:: PROVIDED DATA ::
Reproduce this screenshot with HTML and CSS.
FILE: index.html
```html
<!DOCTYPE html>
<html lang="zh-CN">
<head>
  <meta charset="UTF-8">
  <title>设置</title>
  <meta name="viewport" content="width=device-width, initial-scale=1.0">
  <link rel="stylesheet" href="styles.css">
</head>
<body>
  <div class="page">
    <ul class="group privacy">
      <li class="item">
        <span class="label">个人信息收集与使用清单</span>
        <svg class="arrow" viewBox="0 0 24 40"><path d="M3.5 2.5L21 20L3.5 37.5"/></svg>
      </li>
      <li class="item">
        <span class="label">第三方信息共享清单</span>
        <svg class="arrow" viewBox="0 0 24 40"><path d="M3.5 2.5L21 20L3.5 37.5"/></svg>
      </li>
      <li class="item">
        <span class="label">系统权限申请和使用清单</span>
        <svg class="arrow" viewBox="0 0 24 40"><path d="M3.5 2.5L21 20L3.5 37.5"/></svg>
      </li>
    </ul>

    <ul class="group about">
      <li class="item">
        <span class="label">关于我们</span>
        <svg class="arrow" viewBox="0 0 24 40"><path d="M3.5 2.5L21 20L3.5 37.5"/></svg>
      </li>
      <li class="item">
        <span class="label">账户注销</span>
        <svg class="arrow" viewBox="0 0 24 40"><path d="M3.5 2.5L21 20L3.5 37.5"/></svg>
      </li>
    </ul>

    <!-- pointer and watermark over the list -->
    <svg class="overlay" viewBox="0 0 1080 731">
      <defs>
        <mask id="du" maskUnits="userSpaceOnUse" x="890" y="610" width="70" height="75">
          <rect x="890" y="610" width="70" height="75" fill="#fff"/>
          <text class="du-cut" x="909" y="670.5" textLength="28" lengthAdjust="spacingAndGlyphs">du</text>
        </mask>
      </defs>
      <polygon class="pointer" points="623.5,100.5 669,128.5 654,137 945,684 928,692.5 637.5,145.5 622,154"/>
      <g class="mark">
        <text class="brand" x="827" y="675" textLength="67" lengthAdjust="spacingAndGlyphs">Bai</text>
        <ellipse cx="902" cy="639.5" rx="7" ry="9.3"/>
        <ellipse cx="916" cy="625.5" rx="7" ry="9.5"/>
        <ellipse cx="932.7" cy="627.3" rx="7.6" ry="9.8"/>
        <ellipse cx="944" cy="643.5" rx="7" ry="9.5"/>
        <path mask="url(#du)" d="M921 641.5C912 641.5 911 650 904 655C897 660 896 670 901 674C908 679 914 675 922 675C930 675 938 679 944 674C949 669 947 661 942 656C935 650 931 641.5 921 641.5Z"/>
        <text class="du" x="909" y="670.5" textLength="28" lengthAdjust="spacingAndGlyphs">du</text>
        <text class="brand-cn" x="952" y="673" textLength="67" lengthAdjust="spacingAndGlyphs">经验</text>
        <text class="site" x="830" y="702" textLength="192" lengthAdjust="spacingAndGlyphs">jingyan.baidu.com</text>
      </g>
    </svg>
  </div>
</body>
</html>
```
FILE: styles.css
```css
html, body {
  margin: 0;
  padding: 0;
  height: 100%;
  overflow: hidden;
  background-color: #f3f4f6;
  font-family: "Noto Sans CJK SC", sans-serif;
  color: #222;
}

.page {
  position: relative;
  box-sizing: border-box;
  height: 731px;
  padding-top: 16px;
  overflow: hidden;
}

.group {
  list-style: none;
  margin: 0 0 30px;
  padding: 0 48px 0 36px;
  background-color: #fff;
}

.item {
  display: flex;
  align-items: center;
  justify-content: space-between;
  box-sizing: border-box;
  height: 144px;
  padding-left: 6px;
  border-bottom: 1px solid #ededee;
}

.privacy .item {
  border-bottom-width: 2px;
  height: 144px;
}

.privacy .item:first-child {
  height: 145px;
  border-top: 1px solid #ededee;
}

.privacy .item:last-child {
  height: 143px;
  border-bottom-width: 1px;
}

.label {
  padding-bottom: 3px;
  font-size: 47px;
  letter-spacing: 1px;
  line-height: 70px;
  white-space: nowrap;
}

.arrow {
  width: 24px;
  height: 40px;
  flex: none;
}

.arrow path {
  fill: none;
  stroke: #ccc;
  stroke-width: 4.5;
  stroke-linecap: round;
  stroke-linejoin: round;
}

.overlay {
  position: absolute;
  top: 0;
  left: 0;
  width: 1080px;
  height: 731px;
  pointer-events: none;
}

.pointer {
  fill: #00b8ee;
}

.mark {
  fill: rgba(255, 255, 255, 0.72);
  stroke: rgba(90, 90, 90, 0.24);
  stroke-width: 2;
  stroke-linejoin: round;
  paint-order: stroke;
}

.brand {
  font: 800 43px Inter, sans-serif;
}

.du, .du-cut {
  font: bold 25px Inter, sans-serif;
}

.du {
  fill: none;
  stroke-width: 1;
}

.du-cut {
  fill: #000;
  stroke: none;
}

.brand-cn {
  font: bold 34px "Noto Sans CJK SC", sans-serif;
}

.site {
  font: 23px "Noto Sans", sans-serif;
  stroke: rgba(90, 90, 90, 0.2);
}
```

==

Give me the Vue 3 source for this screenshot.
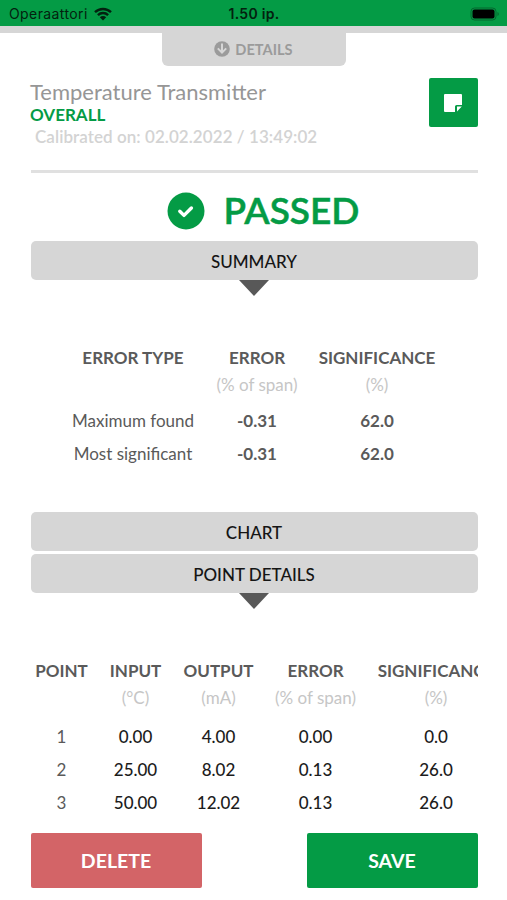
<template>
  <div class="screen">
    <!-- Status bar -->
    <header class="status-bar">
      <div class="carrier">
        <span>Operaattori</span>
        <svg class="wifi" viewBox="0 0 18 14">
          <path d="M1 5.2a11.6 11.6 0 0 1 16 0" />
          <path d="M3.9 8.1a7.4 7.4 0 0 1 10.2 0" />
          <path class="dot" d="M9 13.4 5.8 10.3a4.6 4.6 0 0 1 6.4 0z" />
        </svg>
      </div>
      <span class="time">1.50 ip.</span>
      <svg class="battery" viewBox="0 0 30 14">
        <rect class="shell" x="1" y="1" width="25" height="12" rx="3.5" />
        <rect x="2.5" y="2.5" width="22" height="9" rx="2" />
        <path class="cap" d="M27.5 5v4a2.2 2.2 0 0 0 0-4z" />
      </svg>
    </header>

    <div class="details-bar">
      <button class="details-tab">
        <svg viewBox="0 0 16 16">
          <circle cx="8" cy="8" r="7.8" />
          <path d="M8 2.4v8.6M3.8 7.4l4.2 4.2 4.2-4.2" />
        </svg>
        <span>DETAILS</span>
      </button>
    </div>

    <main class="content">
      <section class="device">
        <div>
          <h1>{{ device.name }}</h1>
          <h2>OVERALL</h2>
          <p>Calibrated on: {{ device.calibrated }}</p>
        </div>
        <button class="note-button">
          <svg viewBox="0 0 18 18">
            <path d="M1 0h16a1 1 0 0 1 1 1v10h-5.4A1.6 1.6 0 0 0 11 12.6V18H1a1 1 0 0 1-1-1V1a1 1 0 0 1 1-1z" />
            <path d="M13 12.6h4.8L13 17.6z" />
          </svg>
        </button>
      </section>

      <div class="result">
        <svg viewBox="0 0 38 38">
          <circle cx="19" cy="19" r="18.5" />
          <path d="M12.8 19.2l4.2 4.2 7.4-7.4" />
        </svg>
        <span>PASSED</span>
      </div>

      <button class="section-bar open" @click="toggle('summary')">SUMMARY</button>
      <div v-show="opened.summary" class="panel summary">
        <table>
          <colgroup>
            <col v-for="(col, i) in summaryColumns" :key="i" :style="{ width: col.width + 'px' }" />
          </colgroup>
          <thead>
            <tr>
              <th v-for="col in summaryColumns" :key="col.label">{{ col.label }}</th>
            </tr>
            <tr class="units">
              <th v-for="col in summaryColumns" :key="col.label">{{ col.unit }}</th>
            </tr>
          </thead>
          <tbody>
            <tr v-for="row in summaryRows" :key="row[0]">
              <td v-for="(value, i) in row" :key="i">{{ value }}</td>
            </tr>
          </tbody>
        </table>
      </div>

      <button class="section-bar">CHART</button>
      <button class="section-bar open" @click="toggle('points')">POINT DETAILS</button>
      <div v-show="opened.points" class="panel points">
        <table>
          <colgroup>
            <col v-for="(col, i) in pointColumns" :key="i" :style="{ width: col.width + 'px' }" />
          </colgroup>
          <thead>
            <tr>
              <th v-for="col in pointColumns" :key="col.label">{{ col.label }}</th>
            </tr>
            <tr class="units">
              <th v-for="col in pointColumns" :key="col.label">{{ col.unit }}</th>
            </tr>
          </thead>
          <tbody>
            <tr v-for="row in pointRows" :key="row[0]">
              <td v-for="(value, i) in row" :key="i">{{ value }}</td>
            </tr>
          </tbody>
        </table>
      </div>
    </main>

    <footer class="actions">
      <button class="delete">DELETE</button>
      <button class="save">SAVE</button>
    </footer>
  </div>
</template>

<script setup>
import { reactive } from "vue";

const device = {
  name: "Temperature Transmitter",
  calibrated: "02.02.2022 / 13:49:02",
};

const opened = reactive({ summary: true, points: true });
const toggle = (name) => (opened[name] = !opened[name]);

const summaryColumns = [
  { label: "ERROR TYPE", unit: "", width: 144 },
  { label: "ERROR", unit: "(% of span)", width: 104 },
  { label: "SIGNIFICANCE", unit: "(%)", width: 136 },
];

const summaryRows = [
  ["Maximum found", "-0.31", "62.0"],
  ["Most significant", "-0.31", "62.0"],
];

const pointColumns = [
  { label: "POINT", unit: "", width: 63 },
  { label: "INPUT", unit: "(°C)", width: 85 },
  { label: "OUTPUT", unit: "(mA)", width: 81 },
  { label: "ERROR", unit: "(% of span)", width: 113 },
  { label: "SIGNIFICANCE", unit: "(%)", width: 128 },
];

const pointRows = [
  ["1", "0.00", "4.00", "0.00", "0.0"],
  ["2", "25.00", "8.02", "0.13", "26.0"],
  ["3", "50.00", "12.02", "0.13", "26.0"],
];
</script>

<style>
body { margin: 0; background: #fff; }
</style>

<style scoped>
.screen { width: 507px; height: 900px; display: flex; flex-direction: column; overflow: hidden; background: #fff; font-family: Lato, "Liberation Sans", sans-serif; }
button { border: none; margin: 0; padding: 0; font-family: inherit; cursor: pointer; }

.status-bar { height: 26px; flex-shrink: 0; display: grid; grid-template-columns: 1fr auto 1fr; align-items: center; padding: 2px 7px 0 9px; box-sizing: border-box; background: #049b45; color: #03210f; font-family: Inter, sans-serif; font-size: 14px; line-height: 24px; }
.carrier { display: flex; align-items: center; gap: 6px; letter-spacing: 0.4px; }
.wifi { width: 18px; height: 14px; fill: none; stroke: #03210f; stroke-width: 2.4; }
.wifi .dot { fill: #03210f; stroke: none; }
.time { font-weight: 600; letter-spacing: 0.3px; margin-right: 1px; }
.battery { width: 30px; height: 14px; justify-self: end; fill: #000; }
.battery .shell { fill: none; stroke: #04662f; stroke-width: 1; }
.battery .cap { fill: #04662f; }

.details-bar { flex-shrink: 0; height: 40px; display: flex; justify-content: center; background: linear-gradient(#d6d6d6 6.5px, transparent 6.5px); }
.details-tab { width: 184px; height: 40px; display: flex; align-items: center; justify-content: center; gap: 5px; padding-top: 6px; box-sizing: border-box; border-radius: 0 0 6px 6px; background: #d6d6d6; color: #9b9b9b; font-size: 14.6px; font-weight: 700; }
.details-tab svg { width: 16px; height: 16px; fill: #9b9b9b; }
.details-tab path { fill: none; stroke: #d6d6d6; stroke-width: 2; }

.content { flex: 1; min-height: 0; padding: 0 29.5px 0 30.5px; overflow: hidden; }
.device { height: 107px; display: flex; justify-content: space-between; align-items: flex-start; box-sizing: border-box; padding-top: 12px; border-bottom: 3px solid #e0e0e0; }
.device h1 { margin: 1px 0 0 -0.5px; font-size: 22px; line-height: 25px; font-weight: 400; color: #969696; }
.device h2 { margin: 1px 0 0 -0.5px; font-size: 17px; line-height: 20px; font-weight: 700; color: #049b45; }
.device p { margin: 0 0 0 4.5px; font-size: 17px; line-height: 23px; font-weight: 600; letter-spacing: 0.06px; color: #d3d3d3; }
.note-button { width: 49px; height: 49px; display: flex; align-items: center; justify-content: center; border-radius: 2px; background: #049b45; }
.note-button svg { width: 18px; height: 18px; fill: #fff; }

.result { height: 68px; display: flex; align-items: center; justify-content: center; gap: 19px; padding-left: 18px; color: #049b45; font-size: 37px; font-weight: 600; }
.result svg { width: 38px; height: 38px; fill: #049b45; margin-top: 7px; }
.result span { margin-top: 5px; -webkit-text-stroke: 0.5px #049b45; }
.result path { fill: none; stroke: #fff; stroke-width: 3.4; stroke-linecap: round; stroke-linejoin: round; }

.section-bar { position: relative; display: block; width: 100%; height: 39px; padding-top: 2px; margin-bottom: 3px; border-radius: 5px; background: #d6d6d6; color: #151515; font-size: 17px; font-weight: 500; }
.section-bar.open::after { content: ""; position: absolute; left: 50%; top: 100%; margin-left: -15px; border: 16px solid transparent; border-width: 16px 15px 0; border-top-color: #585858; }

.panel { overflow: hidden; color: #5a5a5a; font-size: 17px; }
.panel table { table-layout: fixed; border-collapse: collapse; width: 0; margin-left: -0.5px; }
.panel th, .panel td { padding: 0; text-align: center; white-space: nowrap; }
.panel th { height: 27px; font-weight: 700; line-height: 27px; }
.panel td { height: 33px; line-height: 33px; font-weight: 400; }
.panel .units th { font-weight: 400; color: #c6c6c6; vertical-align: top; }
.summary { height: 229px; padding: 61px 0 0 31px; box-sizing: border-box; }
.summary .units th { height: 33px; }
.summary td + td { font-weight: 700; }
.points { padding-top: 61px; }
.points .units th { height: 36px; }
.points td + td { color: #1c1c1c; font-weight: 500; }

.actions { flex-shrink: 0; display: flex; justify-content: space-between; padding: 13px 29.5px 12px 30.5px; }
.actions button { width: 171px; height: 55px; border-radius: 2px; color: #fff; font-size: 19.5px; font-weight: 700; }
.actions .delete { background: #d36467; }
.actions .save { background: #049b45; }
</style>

...

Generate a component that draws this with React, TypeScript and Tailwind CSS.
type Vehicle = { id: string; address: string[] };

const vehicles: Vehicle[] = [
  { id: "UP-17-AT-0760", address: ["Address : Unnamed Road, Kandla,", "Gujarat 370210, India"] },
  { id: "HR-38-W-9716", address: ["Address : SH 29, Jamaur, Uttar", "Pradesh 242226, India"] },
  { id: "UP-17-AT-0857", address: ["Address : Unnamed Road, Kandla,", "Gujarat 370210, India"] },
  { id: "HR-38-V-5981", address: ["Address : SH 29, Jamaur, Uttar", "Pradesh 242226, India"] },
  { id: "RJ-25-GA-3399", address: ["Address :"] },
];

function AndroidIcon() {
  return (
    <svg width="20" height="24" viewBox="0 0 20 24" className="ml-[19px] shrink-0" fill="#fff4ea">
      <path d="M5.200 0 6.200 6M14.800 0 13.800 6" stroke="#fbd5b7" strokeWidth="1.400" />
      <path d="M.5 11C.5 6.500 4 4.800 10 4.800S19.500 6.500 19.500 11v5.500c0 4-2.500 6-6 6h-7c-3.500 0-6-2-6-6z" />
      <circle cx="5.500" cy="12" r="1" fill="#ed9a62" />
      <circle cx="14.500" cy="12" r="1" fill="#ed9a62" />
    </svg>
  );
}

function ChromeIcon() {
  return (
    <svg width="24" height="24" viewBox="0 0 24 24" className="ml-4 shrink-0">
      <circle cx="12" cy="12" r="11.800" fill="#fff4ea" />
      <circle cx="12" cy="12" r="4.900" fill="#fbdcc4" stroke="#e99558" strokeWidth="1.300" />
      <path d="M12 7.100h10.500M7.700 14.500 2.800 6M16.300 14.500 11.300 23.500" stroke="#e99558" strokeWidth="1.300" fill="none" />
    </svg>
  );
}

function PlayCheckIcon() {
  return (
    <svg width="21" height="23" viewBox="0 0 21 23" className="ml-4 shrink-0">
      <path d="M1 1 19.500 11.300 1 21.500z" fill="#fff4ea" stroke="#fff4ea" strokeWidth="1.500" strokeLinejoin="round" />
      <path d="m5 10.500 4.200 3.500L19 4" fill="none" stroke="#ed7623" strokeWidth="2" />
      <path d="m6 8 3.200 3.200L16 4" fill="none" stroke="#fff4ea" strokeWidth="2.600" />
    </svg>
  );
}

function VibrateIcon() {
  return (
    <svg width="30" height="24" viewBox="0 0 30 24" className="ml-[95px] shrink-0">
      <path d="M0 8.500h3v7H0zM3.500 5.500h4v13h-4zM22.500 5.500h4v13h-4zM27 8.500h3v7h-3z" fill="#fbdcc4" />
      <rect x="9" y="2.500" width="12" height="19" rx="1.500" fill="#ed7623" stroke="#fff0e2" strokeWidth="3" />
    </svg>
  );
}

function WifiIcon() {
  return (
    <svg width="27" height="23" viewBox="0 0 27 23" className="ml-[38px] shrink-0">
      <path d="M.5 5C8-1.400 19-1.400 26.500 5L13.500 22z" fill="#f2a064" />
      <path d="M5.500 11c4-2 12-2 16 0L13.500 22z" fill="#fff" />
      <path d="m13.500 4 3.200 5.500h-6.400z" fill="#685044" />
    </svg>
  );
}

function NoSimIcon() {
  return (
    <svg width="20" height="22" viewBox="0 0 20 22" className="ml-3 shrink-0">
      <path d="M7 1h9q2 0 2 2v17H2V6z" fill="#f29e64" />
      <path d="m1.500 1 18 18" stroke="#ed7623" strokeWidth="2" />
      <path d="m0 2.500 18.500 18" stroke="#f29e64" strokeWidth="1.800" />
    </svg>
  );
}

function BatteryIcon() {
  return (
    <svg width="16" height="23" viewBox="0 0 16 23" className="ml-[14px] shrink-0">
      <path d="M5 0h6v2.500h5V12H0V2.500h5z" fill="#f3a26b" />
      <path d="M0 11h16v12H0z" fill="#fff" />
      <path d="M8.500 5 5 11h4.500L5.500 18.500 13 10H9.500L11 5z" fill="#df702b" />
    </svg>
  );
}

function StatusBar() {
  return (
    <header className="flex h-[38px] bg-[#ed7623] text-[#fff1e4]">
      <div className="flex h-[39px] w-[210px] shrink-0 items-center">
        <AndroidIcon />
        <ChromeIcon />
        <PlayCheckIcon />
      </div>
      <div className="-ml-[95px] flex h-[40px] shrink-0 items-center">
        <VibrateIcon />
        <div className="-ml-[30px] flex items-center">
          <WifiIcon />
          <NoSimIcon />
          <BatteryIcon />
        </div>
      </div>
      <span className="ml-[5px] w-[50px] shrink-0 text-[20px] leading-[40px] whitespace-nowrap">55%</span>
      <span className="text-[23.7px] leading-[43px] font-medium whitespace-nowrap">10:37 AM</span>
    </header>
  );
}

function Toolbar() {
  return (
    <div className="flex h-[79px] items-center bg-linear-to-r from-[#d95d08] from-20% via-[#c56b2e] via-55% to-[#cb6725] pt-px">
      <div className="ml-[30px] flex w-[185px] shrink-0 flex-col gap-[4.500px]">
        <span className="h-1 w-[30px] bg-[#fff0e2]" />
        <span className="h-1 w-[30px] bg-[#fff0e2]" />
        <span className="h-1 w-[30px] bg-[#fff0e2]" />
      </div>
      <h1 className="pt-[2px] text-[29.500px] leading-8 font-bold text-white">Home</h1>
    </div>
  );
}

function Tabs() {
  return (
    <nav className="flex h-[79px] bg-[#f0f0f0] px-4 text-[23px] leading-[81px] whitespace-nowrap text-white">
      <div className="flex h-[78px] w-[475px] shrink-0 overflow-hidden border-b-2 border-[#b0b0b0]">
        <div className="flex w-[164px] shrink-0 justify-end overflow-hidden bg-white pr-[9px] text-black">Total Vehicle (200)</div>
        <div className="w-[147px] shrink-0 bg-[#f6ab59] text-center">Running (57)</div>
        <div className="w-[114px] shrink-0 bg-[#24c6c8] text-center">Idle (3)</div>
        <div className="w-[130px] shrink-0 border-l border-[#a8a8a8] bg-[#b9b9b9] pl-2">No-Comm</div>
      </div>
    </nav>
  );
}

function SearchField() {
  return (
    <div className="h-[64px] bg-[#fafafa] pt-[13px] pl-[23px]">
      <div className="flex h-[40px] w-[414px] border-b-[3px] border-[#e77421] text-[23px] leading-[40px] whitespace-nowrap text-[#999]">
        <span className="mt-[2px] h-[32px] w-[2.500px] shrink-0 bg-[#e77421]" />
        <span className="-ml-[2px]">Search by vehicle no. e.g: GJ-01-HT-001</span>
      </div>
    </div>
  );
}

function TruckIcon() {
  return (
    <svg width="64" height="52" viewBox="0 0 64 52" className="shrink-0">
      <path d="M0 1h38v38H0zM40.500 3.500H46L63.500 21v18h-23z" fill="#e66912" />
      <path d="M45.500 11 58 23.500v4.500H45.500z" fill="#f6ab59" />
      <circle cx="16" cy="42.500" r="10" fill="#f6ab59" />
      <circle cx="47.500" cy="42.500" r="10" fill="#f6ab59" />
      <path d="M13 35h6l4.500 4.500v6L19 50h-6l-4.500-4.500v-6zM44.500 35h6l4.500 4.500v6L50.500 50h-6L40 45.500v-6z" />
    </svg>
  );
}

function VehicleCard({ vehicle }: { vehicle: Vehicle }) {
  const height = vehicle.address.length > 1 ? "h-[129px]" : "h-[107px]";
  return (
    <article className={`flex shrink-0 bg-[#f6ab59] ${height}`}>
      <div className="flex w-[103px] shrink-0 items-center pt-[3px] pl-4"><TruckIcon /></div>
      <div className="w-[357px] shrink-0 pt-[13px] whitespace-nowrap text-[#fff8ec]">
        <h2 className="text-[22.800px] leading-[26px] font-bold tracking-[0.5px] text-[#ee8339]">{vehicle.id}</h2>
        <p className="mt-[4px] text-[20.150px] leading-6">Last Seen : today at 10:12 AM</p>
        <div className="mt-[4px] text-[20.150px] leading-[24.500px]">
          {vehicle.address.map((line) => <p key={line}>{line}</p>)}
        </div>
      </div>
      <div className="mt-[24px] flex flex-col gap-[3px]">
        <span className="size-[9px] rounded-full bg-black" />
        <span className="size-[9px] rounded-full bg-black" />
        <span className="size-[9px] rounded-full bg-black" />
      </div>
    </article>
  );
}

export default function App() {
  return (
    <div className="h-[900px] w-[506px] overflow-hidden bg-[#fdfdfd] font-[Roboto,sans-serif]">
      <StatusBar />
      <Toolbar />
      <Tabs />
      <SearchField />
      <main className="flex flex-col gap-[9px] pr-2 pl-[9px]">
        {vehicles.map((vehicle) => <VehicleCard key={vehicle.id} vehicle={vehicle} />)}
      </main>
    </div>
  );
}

:: CHALLENGE ::
Scan the material above. Return every line containing the string "with".

:: WRITTEN ANSWER ::
Reproduce this screenshot with HTML and CSS.
Generate a component that draws this with React, TypeScript and Tailwind CSS.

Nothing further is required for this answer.